Bar Associations raise concern over new COVID-19 bill
Concerns about the criteria for appointment and power of an “authorised officer” under the Omnibus Bill have been raised by the Australian Bar Association and Victorian Bar.
The Victorian Bar, with support from the Australian Bar Association, has expressed its concerns to the Victorian Attorney-General Jill Hennessy about criteria of appointment and powers of “authorised officers” as part of proposed amendments to Public Health and Wellbeing Act 2008 made by the COVID-19 Omnibus (Emergency Measures) Bill.
The concerns about provisions of the bill refer to the “broad and generic” criteria which authorised officer appointments may be made. The Victorian Bar has warned that the criteria could open the door to those who are not trained health professionals.
President Wendy Harris QC said: “It is vital that, as government crafts powers to assist in enforcement of public health and safety regulations, individuals who are empowered to enforce the powers meet appropriate standards of the professional knowledge and training, and enforcement meets the common and well-tested standards of objectivity.”
The Victorian Bar has also expressed concern with the proposal that people may have to be detained by authorised officers for failure to abide by a public health direction on the basis of the authorised officer’s “reasonable belief”.
In a statement, the bar said the power to detain should be reviewed against objective standards.
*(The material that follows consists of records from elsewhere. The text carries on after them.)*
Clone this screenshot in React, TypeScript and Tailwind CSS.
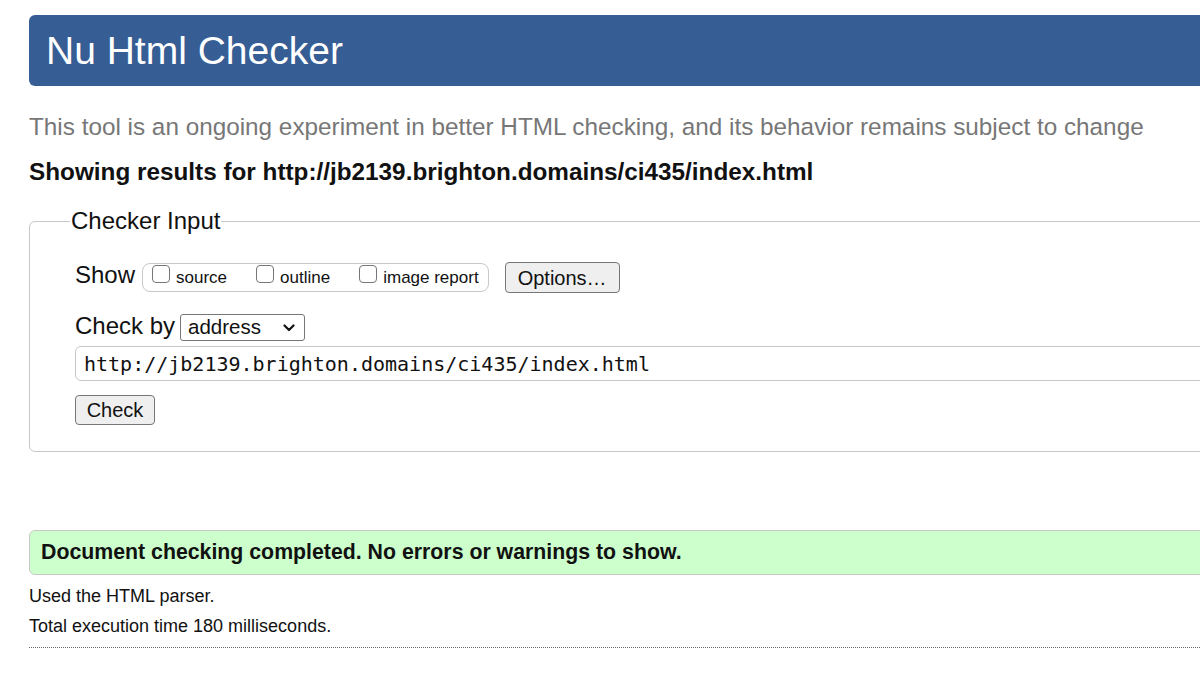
import { FC } from "react";

const Checkbox: FC<{ label: string }> = ({ label }) => {
  return (
    <label className="flex items-start">
      <span className="inline-block w-[18px] h-[18px] mt-[1px] border border-[#767676] rounded-[4px] bg-white mr-[6px]" />
      <span className="mt-[4px] text-[17px] leading-[20px]">{label}</span>
    </label>
  );
};

const Chevron: FC = () => (
  <svg width="12" height="8" viewBox="0 0 12 8" className="ml-auto">
    <path d="M1.5 1.5 L6 6 L10.5 1.5" fill="none" stroke="#111" strokeWidth="2.2" strokeLinecap="round" strokeLinejoin="round" />
  </svg>
);

const App: FC = () => {
  return (
    <div
      className="w-[1200px] h-[680px] overflow-hidden bg-white text-[#111]"
      style={{ fontFamily: '"Liberation Sans", Arial, sans-serif' }}
    >
      <div className="w-[1400px] pl-[29px] pt-[15px]">
        <h1 className="h-[71px] bg-[#365d94] rounded-l-[6px] pl-[17px] flex items-center text-white text-[39px] leading-none pb-[1px]">
          Nu Html Checker
        </h1>

        <p className="mt-[27px] text-[24.3px] leading-[28px] text-[#777]">
          This tool is an ongoing experiment in better HTML checking, and its behavior remains subject to change
        </p>

        <p className="mt-[17px] text-[24.3px] leading-[28px] font-bold">
          Showing results for http://jb2139.brighton.domains/ci435/index.html
        </p>

        <fieldset className="mt-[22px] border border-[#c8c8c8] rounded-[6px] pl-[45px] pb-[26px]">
          <legend className="-ml-[5px] px-[1px] text-[24px] leading-[26px]">Checker Input</legend>

          <div className="flex items-start mt-[26px]">
            <span className="mt-[1px] text-[24px] leading-[28px] mr-[7px]">Show</span>
            <div className="mt-[3px] flex items-start gap-[29px] h-[29px] border border-[#c8c8c8] rounded-[8px] pl-[9px] pr-[9px]">
              <Checkbox label="source" />
              <Checkbox label="outline" />
              <Checkbox label="image report" />
            </div>
            <button className="mt-[2px] ml-[16px] h-[31px] w-[115px] border border-[#767676] rounded-[4px] bg-[#efefef] text-[20px] leading-none">
              Options…
            </button>
          </div>

          <div className="flex items-start mt-[18px]">
            <span className="mt-[1px] text-[24px] leading-[28px] mr-[5px]">Check by</span>
            <div className="mt-[3px] flex items-center w-[125px] h-[27px] border border-[#767676] rounded-[3px] pl-[7px] pr-[9px] text-[20.5px] leading-none">
              address
              <Chevron />
            </div>
          </div>

          <div
            className="mt-[5px] h-[35px] border border-[#c8c8c8] rounded-l-[6px] pl-[8px] flex items-center text-[20px]"
            style={{ fontFamily: '"DejaVu Sans Mono", monospace' }}
          >
            http://jb2139.brighton.domains/ci435/index.html
          </div>

          <button className="mt-[14px] h-[30px] w-[80px] border border-[#767676] rounded-[4px] bg-[#efefef] text-[20px] leading-none">
            Check
          </button>
        </fieldset>

        <div className="mt-[78px] h-[45px] bg-[#ccffcc] border border-[#c8c8c8] rounded-l-[6px] pl-[11px] flex items-center font-bold text-[21.3px]">
          Document checking completed. No errors or warnings to show.
        </div>

        <p className="mt-[10px] text-[18px] leading-[22px]">Used the HTML parser.</p>
        <p className="mt-[8px] text-[18px] leading-[22px]">Total execution time 180 milliseconds.</p>

        <div className="mt-[10px] border-t border-dotted border-[#666]" />
      </div>
    </div>
  );
};

export default App;
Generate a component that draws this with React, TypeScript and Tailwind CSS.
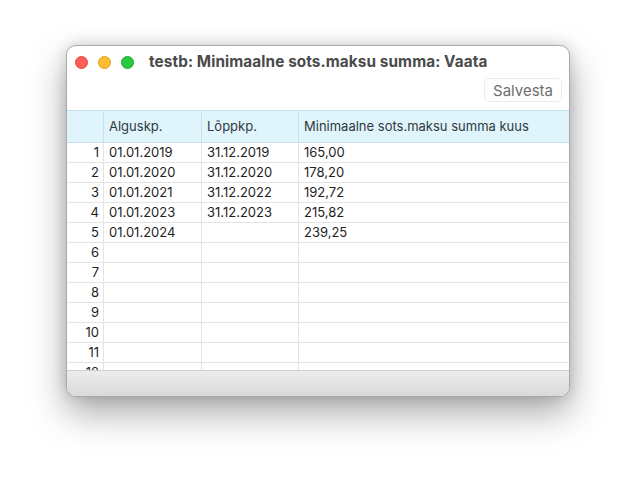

Public interest would also be best served if the decisions made by officers were reviewed by the state’s chief health officer within a short time frame.
In the bar’s view, the power of detention would be expressly based on a test of a least restrictive means reasonably available in the circumstances to achieve public safety.
Australian Bar Association president Matthew Howard SC said that it fully supports the Victorian Bar’s position on this matter: “Whilst the Victorian government needs to take appropriate measures to manage this extraordinary health crisis, these should not be implemented without appropriate oversight and protections.”